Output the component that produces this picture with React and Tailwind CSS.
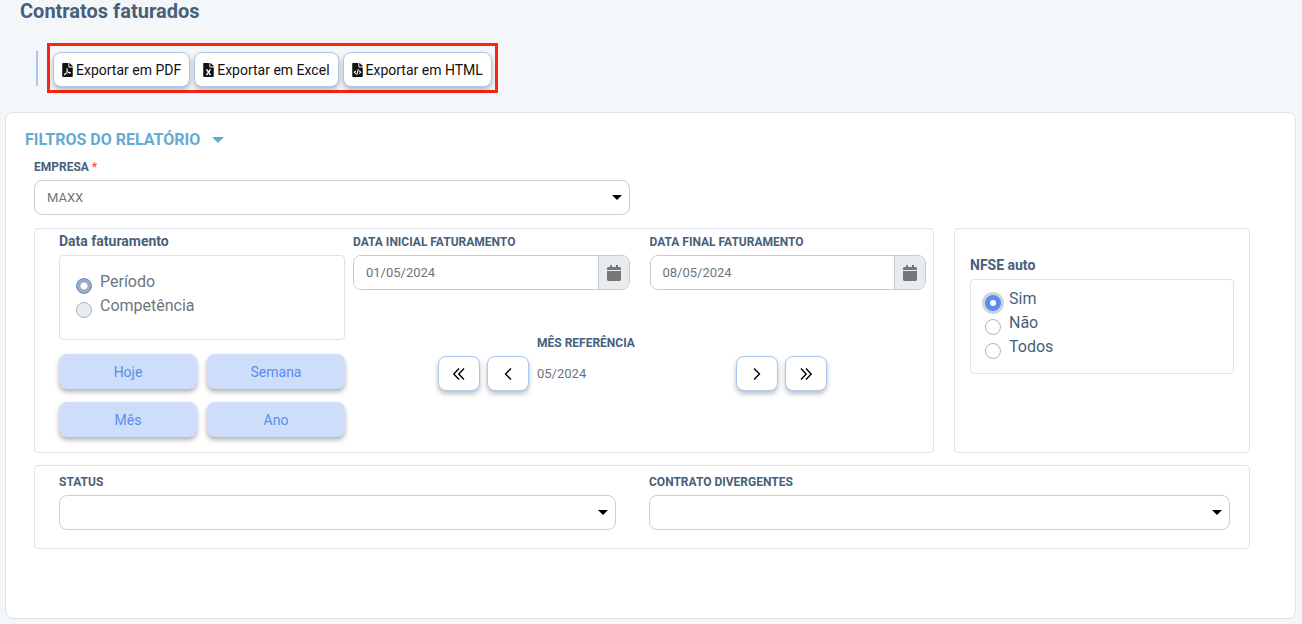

################

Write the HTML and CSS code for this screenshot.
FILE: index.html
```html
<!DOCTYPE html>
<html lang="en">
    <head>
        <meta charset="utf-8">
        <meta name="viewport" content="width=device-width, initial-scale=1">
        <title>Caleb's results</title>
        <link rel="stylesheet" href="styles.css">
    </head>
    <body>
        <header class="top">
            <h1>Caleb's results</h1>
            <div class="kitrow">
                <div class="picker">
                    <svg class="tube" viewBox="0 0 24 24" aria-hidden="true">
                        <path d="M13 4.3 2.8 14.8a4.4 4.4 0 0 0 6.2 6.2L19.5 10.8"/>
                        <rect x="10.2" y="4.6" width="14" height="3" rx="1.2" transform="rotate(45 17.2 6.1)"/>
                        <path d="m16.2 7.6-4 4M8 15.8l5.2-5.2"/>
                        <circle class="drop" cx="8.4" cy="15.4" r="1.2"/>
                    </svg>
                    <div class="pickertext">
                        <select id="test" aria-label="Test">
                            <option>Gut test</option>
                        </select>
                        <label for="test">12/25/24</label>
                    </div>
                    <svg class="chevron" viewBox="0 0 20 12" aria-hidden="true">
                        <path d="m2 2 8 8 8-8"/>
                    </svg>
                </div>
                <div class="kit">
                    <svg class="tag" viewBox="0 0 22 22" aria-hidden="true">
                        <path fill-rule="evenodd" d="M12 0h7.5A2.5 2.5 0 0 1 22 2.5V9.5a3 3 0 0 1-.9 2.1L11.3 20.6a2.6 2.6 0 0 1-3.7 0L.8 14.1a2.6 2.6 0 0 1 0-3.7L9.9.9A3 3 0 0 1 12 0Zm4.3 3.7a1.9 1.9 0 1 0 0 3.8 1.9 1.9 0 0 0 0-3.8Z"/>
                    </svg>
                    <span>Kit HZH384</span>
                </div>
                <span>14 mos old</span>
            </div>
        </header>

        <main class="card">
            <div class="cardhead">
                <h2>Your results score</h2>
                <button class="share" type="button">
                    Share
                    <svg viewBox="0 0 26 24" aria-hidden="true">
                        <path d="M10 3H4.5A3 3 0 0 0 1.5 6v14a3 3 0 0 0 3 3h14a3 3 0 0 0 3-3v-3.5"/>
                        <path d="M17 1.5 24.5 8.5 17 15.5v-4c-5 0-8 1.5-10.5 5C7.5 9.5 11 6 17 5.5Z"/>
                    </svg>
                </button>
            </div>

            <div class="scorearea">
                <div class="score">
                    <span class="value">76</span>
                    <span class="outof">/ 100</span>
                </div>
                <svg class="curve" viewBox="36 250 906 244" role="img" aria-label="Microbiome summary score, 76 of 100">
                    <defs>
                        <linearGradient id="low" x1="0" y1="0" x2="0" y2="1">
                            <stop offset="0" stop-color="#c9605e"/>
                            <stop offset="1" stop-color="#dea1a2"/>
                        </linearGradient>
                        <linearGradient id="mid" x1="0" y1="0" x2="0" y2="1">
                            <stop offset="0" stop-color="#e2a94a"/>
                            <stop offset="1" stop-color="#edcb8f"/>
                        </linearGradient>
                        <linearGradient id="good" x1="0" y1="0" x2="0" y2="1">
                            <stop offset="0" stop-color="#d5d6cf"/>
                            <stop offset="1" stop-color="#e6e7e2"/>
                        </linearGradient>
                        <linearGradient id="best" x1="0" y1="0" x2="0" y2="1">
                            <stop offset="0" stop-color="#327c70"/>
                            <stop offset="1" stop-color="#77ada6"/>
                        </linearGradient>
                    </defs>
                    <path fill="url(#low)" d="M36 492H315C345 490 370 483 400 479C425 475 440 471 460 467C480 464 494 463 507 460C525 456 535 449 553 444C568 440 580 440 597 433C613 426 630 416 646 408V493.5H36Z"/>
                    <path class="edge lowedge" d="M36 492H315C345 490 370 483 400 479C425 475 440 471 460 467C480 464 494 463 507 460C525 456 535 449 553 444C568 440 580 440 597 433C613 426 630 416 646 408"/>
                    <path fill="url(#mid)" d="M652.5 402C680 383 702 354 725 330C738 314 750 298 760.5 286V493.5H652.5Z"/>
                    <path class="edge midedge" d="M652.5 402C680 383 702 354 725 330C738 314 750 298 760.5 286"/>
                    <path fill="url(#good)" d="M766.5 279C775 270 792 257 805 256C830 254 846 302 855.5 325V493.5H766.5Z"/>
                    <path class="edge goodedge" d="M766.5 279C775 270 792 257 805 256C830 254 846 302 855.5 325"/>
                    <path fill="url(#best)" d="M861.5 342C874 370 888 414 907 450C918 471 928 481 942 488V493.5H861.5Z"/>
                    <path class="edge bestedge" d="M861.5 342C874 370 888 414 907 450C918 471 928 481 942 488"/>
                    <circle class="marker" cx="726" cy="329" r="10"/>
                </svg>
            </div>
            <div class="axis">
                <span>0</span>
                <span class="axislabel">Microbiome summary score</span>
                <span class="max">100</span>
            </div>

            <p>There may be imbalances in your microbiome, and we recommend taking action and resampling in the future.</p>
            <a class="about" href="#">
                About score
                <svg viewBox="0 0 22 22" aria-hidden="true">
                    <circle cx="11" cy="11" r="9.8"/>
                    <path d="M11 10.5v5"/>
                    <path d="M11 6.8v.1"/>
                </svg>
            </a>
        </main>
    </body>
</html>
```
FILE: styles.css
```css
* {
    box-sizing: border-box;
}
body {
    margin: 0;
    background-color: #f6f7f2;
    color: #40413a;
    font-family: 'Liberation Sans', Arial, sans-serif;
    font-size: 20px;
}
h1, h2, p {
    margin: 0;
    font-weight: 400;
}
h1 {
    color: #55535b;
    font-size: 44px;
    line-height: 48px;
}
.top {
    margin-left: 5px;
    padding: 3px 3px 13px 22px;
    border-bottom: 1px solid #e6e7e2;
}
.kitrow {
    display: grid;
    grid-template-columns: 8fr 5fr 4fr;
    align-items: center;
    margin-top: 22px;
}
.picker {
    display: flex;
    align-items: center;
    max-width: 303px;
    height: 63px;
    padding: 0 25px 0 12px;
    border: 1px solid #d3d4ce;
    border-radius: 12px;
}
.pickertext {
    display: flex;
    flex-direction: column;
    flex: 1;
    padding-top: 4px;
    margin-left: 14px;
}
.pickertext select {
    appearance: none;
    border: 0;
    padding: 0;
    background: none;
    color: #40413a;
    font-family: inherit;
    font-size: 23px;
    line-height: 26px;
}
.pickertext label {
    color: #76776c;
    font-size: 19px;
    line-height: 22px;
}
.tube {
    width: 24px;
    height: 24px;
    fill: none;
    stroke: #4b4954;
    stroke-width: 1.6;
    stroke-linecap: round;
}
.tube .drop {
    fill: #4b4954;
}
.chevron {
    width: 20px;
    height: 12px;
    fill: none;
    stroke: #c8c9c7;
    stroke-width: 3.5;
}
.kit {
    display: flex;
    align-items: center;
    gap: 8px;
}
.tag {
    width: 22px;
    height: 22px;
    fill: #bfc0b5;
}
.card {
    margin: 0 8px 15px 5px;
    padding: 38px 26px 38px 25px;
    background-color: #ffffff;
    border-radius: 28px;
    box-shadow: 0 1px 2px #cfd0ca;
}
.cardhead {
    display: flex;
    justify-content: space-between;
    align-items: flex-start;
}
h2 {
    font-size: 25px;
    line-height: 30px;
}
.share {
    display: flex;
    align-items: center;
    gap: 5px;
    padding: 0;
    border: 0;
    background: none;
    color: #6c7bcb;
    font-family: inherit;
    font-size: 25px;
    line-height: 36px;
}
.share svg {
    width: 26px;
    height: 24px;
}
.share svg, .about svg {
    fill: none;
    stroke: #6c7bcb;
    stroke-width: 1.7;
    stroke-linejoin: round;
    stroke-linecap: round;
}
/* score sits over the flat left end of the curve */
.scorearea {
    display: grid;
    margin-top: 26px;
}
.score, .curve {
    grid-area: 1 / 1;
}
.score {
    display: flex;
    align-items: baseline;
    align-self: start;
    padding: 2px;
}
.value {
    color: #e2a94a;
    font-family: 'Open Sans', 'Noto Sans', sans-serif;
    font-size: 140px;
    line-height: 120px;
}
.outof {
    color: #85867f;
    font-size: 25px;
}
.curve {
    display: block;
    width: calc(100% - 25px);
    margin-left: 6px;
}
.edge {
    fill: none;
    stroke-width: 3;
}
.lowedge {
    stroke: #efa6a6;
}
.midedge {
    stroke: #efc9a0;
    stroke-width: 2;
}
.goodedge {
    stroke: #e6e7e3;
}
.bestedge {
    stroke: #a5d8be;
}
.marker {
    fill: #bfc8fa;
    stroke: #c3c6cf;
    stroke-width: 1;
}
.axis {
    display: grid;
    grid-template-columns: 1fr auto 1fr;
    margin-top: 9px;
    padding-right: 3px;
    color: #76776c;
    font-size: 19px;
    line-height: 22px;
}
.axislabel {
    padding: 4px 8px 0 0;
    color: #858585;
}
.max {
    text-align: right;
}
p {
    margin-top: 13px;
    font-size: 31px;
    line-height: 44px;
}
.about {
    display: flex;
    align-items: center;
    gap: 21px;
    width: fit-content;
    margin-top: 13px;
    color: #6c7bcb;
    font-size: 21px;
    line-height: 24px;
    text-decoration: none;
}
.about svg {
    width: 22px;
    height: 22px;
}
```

################

▶ _DIRECTION_:
Pull every line holding "this" out of the records.

▶ _SOLVED EXERCISE_:
Output the component that produces this picture with React and Tailwind CSS.
Write the HTML and CSS code for this screenshot.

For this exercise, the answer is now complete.